Written problem:
Reproduce verbatim the lines up to and including the one with "选项 / BitTorrent tab", starting from the first.

** Start of Provided material **

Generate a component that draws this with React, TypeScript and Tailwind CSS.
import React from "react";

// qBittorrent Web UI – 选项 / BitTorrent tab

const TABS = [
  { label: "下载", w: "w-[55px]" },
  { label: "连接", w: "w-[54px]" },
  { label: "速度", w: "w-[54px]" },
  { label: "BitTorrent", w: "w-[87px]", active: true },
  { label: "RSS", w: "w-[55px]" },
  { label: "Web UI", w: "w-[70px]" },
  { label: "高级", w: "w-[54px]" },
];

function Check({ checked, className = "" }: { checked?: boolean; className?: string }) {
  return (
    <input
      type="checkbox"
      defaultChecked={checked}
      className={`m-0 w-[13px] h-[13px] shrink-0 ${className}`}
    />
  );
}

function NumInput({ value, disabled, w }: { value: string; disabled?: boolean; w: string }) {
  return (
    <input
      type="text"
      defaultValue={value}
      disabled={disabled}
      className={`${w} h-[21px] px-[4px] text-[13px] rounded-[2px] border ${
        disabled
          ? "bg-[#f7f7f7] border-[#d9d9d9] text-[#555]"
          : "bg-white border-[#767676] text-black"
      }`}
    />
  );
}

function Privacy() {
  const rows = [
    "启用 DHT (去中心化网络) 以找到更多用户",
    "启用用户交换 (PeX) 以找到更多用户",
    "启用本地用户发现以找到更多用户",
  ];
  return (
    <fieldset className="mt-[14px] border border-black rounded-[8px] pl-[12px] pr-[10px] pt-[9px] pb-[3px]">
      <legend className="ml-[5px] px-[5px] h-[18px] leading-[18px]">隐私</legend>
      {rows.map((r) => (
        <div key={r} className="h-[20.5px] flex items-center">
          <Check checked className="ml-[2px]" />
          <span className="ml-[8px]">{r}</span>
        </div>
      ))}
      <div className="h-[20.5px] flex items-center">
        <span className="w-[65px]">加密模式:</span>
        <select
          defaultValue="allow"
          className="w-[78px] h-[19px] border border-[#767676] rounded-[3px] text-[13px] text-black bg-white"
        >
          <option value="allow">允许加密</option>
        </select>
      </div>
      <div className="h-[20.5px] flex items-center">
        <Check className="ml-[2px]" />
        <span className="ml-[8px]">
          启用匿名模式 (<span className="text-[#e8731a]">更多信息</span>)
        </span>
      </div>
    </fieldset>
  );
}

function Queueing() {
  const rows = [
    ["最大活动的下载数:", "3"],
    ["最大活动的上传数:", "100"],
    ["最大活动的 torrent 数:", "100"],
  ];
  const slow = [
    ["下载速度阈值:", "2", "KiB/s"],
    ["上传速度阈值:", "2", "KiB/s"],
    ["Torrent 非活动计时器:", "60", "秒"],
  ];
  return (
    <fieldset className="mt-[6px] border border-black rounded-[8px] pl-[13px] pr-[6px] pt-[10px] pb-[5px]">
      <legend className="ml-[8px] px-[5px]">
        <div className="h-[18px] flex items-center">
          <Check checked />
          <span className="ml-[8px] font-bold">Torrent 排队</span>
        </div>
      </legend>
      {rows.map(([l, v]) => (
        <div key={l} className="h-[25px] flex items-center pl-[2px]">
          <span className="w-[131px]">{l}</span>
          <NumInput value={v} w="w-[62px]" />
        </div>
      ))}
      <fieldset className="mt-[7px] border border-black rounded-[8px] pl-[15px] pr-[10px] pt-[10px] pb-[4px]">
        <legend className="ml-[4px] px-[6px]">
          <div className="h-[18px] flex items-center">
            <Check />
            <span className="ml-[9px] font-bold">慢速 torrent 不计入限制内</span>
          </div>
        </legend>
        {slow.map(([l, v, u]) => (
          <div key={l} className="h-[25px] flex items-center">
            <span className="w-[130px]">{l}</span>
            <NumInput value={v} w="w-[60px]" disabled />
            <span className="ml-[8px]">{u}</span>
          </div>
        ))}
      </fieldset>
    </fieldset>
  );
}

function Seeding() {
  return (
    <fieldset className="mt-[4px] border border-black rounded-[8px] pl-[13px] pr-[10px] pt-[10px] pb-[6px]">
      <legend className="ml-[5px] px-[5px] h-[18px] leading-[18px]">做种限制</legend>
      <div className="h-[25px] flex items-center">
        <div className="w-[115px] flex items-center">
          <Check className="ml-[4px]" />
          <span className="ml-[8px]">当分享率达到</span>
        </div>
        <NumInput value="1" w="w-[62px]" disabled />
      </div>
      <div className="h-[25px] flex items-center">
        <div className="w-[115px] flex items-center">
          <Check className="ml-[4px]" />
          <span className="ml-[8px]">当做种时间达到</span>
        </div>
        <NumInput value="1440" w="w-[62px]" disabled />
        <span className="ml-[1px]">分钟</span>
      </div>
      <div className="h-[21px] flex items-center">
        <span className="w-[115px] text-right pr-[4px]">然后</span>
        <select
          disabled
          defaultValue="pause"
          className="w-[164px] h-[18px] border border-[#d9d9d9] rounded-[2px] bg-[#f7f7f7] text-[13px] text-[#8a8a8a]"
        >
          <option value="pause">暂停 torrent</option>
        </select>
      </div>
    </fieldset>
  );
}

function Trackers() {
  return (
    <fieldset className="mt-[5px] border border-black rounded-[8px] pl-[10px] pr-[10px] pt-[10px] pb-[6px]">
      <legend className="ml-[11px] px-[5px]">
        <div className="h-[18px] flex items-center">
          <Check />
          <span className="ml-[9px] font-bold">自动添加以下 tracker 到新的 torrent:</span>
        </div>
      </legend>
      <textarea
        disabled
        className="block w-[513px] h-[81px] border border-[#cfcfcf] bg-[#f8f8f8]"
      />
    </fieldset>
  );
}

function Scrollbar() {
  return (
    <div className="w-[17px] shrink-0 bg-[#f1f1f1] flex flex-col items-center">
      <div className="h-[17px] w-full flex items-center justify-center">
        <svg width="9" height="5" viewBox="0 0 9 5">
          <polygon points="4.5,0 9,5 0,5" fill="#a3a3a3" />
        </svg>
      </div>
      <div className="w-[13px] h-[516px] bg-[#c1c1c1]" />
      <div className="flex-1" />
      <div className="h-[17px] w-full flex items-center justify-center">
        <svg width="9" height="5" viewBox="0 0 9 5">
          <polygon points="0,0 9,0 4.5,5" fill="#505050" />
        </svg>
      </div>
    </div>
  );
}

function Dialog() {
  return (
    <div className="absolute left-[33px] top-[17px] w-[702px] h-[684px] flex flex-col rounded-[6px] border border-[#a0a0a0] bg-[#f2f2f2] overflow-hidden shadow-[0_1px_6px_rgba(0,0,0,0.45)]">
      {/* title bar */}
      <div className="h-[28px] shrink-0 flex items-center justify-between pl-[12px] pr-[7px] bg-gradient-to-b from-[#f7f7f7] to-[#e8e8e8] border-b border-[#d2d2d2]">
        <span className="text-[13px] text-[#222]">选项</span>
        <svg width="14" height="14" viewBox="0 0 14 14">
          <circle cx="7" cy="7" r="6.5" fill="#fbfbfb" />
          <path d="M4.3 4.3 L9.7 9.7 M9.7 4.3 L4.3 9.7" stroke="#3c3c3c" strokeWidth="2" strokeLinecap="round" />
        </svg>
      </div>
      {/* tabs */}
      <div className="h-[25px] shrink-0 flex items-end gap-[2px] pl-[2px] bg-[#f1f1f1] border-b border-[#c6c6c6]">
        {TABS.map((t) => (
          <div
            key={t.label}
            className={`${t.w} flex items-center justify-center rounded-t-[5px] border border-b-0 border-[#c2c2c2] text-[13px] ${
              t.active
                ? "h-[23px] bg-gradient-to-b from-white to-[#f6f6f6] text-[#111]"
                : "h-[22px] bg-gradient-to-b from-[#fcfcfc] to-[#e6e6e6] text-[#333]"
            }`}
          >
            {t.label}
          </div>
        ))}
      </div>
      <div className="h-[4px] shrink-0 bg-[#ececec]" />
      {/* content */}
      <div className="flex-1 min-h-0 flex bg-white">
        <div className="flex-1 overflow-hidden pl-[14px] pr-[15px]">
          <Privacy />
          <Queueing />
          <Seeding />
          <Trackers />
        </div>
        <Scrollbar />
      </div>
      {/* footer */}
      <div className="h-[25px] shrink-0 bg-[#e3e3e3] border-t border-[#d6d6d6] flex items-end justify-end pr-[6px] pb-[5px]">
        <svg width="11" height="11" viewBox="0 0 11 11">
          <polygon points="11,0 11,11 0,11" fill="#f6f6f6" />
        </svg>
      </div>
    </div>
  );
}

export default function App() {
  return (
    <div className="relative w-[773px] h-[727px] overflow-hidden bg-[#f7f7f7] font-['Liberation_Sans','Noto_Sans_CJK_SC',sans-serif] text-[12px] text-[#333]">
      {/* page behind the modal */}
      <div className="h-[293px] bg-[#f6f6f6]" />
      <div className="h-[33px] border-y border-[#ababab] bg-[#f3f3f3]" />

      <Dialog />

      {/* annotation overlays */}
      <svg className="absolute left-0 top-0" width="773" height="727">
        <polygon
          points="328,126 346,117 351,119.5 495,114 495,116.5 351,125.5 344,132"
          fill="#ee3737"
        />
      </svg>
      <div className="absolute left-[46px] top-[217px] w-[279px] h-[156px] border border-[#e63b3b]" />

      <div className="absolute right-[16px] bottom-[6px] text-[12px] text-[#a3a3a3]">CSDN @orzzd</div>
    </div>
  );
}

** End of Provided material **

Task solution:
Generate a component that draws this with React, TypeScript and Tailwind CSS.
import React from "react";

// qBittorrent Web UI – 选项 / BitTorrent tab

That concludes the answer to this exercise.